The total cost of the striping package is estimated at $256,460.74. How soon the work will be complete is uncertain, Mayatt said, as several roads on the list are still in the process of being paved. How quickly paving is completed will depend heavily on weather, he said.

 

Also on Thursday, Lauderdale County supervisors revisited a years-long effort to repair the Long Creek Reservoir Dam. Owned by the city of Meridian, problems with the dam were first raised by the Mississippi Department of Environmental Quality in 2008.

 

The city in 2014 breached the dam and drained a large portion of the reservoir until a solution could be found.

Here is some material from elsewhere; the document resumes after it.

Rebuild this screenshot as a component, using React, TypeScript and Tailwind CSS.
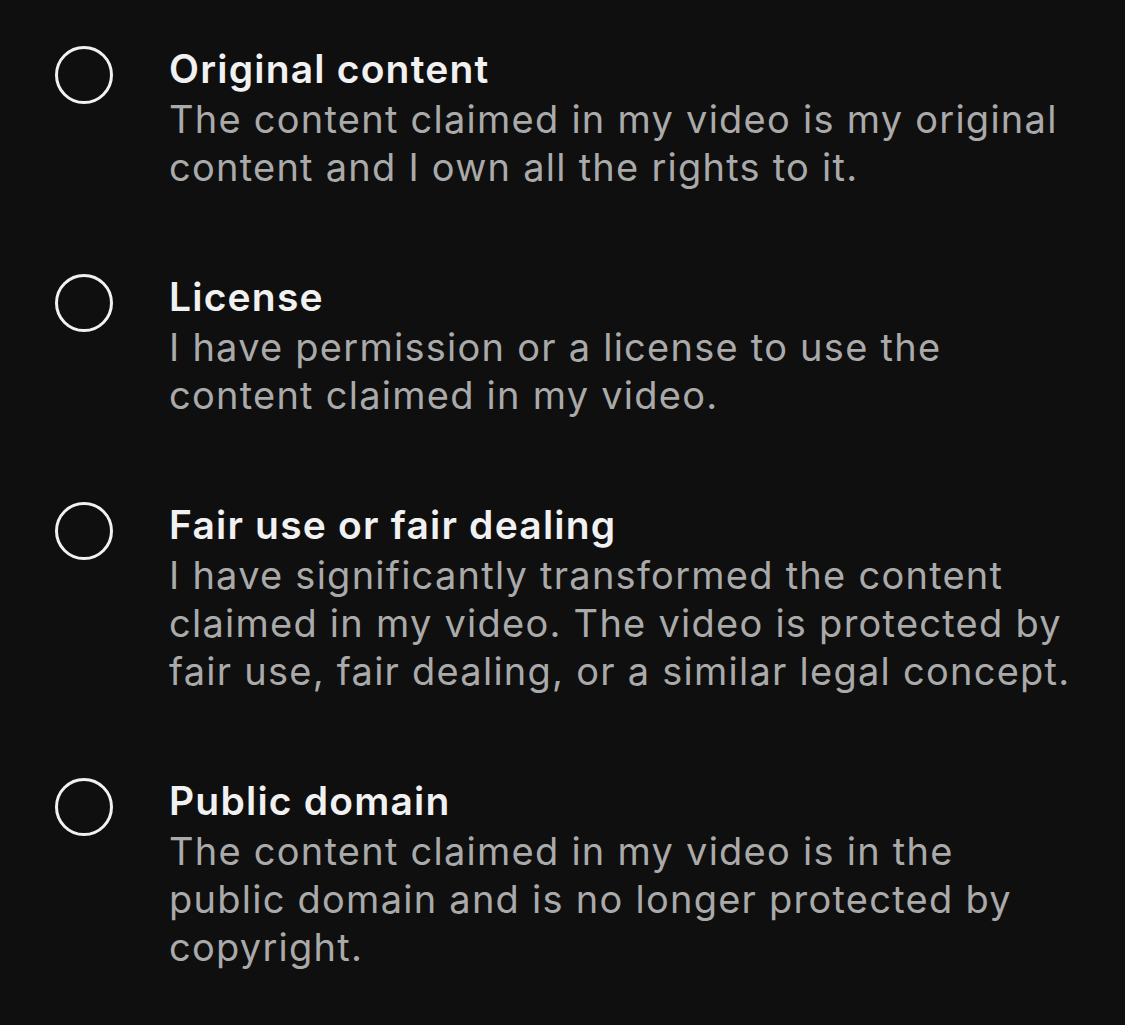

Efforts to repair the dam and restore the reservoir have been underway since.

 

Richmond Alexander, with Engineering Plus, which acts as county engineer, told supervisors a design to fix the dam had been completed and a permit issued by MDEQ in 2023.

 

At some point along the way, Waggoner Engineering came on board, and focus shifted toward a program under the National Resource Conservation Service to facilitate the work. With different requirements needed to meet the NRCS regulations, the MDEQ plan was effectively abandoned, he said.

 

“The process is a lot longer. NRCS requirements are different from DEQ requirements, so this became null and void basically going the route,” he said.

 

Lauderdale County supervisors received $300,000 in state funding to assist with the dam project, but a deadline to use that funding or lose it is rapidly approaching. As that deadline approaches, supervisors are exploring what it would take to pivot back to the MDEQ plan to get the project underway.

 

Alexander said it would be up to MDEQ whether or not to honor the permit it issued before, but there wouldn’t be a lot of work to do to update the already completed designs with any changes the state agency wants to make.

 

“We’re talking about a matter of weeks,” he said.

 

While getting the project ready for bid may not take long, it will cost substantially more than what elected officials had previously been told, Alexander said. The estimated cost of the project in 2016 was around $700,000, but today that cost has ballooned to around $1.5 million.

 

Supervisor Josh Todd said it’s not just a matter of losing the $300,000 now but not using the money could hurt the county’s chances of getting other funding in the future.

 

County Administrator Chris Lafferty said supervisors will need to see what their contract with Waggoner says to know if heading in another direction is feasible. At the same time, county officials will meet with city leaders to decide how best to move forward. The city also has some funding available for the dam repairs that could be pooled with the county money.